## WHAT THE EXERCISE ASKS
Leave out the pictures and repeat the data exactly.

## DATA LINES
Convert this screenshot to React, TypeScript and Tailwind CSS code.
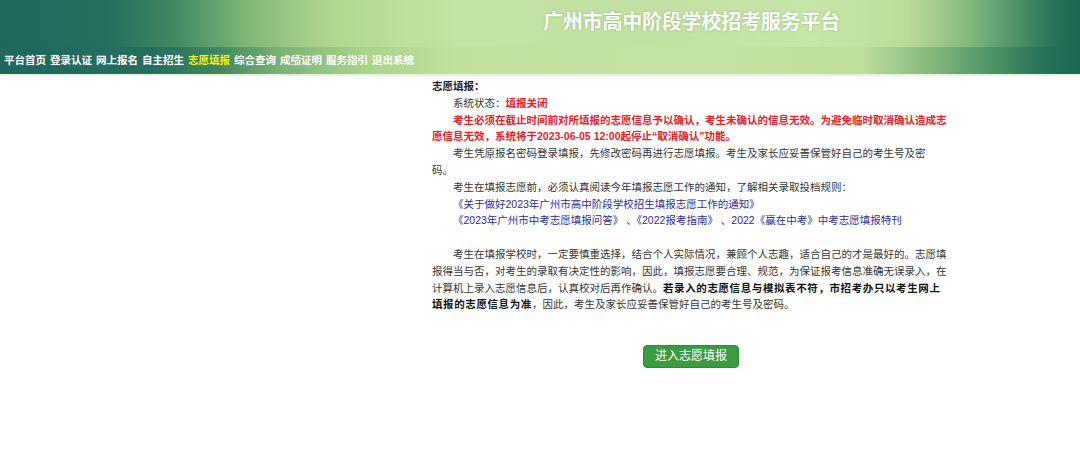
const NAV = ["平台首页", "登录认证", "网上报名", "自主招生", "志愿填报", "综合查询", "成绩证明", "服务指引", "退出系统"];

const ACTIVE = "志愿填报";

export default function App() {
  return (
    <div className="min-h-[465px] bg-white font-['Liberation_Sans','Noto_Sans_CJK_SC',sans-serif] text-[#333]">
      <header className="border-b-2 border-[#e6f3dc]">
        <div className="flex h-[47px] items-start bg-[linear-gradient(90deg,#1d695d_0%,#236f5f_10%,#3f8862_16%,#80b878_23%,#b3d892_31%,#c4e2a3_42%,#c0dfa0_60%,#c7e5a6_75%,#bcdc9c_84%,#8cbd80_89%,#4f9468_94%,#236f57_98%,#1d6a54_100%)] pl-[543px] pt-[9px]">
          <h1 className="text-[20px] font-bold leading-[26px] tracking-[-0.2px] text-white [text-shadow:0_0_2px_rgba(90,140,80,0.6)]">
            广州市高中阶段学校招考服务平台
          </h1>
        </div>
        <nav className="flex h-[27px] items-center gap-[4px] bg-[linear-gradient(90deg,#1f675c_0%,#256e5f_14%,#3f8562_20%,#7cb274_26%,#acd48c_34%,#c0df9f_42%,#c4e2a3_65%,#bddd9c_80%,#86b97c_86%,#4d9265_92%,#246f58_97%,#1e6b55_100%)] pl-[4px]">
          {NAV.map((item) => (
            <a
              key={item}
              href="#"
              className={`text-[10.5px] font-bold leading-none ${item === ACTIVE ? "text-[#f4f400]" : "text-white"}`}
            >
              {item}
            </a>
          ))}
        </nav>
      </header>

      <main className="ml-[432px] mt-[2px] w-[515px] text-[10.5px] leading-[16.8px]">
        <p className="font-bold text-[#222]">志愿填报：</p>
        <p className="indent-[2em]">
          系统状态：<span className="font-bold text-[#e02229]">填报关闭</span>
        </p>
        <p className="indent-[2em] font-bold text-[#e02229]">
          考生必须在截止时间前对所填报的志愿信息予以确认，考生未确认的信息无效。为避免临时取消确认造成志愿信息无效，系统将于2023-06-05 12:00起停止“取消确认”功能。
        </p>
        <p className="indent-[2em]">
          考生凭原报名密码登录填报，先修改密码再进行志愿填报。考生及家长应妥善保管好自己的考生号及密
          <br />
          码。
        </p>
        <p className="indent-[2em]">考生在填报志愿前，必须认真阅读今年填报志愿工作的通知，了解相关录取投档规则：</p>
        <p className="indent-[2em]">
          <a href="#" className="text-[#2c2c95]">《关于做好2023年广州市高中阶段学校招生填报志愿工作的通知》</a>
        </p>
        <p className="indent-[2em]">
          <a href="#" className="text-[#2c2c95]">《2023年广州市中考志愿填报问答》</a>
          {" 、"}
          <a href="#" className="text-[#2c2c95]">《2022报考指南》</a>
          {" 、"}
          <a href="#" className="text-[#2c2c95]">2022《赢在中考》中考志愿填报特刊</a>
        </p>
        <p className="mt-[16.8px] indent-[2em]">
          考生在填报学校时，一定要慎重选择，结合个人实际情况，兼顾个人志趣，适合自己的才是最好的。志愿填报得当与否，对考生的录取有决定性的影响，因此，填报志愿要合理、规范，为保证报考信息准确无误录入，在计算机上录入志愿信息后，认真校对后再作确认。
          <b className="tracking-[0.6px] text-[#111]">若录入的志愿信息与模拟表不符，市招考办只以考生网上填报的志愿信息为准</b>
          ，因此，考生及家长应妥善保管好自己的考生号及密码。
        </p>

        <div className="mt-[32px] flex justify-center pl-[3px]">
          <button className="h-[23px] w-[96px] rounded-[4px] border border-[#2e8a35] bg-[#3a9b40] text-[12px] text-white">
            进入志愿填报
          </button>
        </div>
      </main>
    </div>
  );
}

## EXERCISE SOLUTION
Convert this screenshot to React, TypeScript and Tailwind CSS code.
const NAV = ["平台首页", "登录认证", "网上报名", "自主招生", "志愿填报", "综合查询", "成绩证明", "服务指引", "退出系统"];

const ACTIVE = "志愿填报";

export default function App() {
  return (
    <div className="min-h-[465px] bg-white font-['Liberation_Sans','Noto_Sans_CJK_SC',sans-serif] text-[#333]">
      <header className="border-b-2 border-[#e6f3dc]">
        <div className="flex h-[47px] items-start bg-[linear-gradient(90deg,#1d695d_0%,#236f5f_10%,#3f8862_16%,#80b878_23%,#b3d892_31%,#c4e2a3_42%,#c0dfa0_60%,#c7e5a6_75%,#bcdc9c_84%,#8cbd80_89%,#4f9468_94%,#236f57_98%,#1d6a54_100%)] pl-[543px] pt-[9px]">
          <h1 className="text-[20px] font-bold leading-[26px] tracking-[-0.2px] text-white [text-shadow:0_0_2px_rgba(90,140,80,0.6)]">
            广州市高中阶段学校招考服务平台
          </h1>
        </div>
        <nav className="flex h-[27px] items-center gap-[4px] bg-[linear-gradient(90deg,#1f675c_0%,#256e5f_14%,#3f8562_20%,#7cb274_26%,#acd48c_34%,#c0df9f_42%,#c4e2a3_65%,#bddd9c_80%,#86b97c_86%,#4d9265_92%,#246f58_97%,#1e6b55_100%)] pl-[4px]">
          {NAV.map((item) => (
            <a
              key={item}
              href="#"
              className={`text-[10.5px] font-bold leading-none ${item === ACTIVE ? "text-[#f4f400]" : "text-white"}`}
            >
              {item}
            </a>
          ))}
        </nav>
      </header>

      <main className="ml-[432px] mt-[2px] w-[515px] text-[10.5px] leading-[16.8px]">
        <p className="font-bold text-[#222]">志愿填报：</p>
        <p className="indent-[2em]">
          系统状态：<span className="font-bold text-[#e02229]">填报关闭</span>
        </p>
        <p className="indent-[2em] font-bold text-[#e02229]">
          考生必须在截止时间前对所填报的志愿信息予以确认，考生未确认的信息无效。为避免临时取消确认造成志愿信息无效，系统将于2023-06-05 12:00起停止“取消确认”功能。
        </p>
        <p className="indent-[2em]">
          考生凭原报名密码登录填报，先修改密码再进行志愿填报。考生及家长应妥善保管好自己的考生号及密
          <br />
          码。
        </p>
        <p className="indent-[2em]">考生在填报志愿前，必须认真阅读今年填报志愿工作的通知，了解相关录取投档规则：</p>
        <p className="indent-[2em]">
          <a href="#" className="text-[#2c2c95]">《关于做好2023年广州市高中阶段学校招生填报志愿工作的通知》</a>
        </p>
        <p className="indent-[2em]">
          <a href="#" className="text-[#2c2c95]">《2023年广州市中考志愿填报问答》</a>
          {" 、"}
          <a href="#" className="text-[#2c2c95]">《2022报考指南》</a>
          {" 、"}
          <a href="#" className="text-[#2c2c95]">2022《赢在中考》中考志愿填报特刊</a>
        </p>
        <p className="mt-[16.8px] indent-[2em]">
          考生在填报学校时，一定要慎重选择，结合个人实际情况，兼顾个人志趣，适合自己的才是最好的。志愿填报得当与否，对考生的录取有决定性的影响，因此，填报志愿要合理、规范，为保证报考信息准确无误录入，在计算机上录入志愿信息后，认真校对后再作确认。
          <b className="tracking-[0.6px] text-[#111]">若录入的志愿信息与模拟表不符，市招考办只以考生网上填报的志愿信息为准</b>
          ，因此，考生及家长应妥善保管好自己的考生号及密码。
        </p>

        <div className="mt-[32px] flex justify-center pl-[3px]">
          <button className="h-[23px] w-[96px] rounded-[4px] border border-[#2e8a35] bg-[#3a9b40] text-[12px] text-white">
            进入志愿填报
          </button>
        </div>
      </main>
    </div>
  );
}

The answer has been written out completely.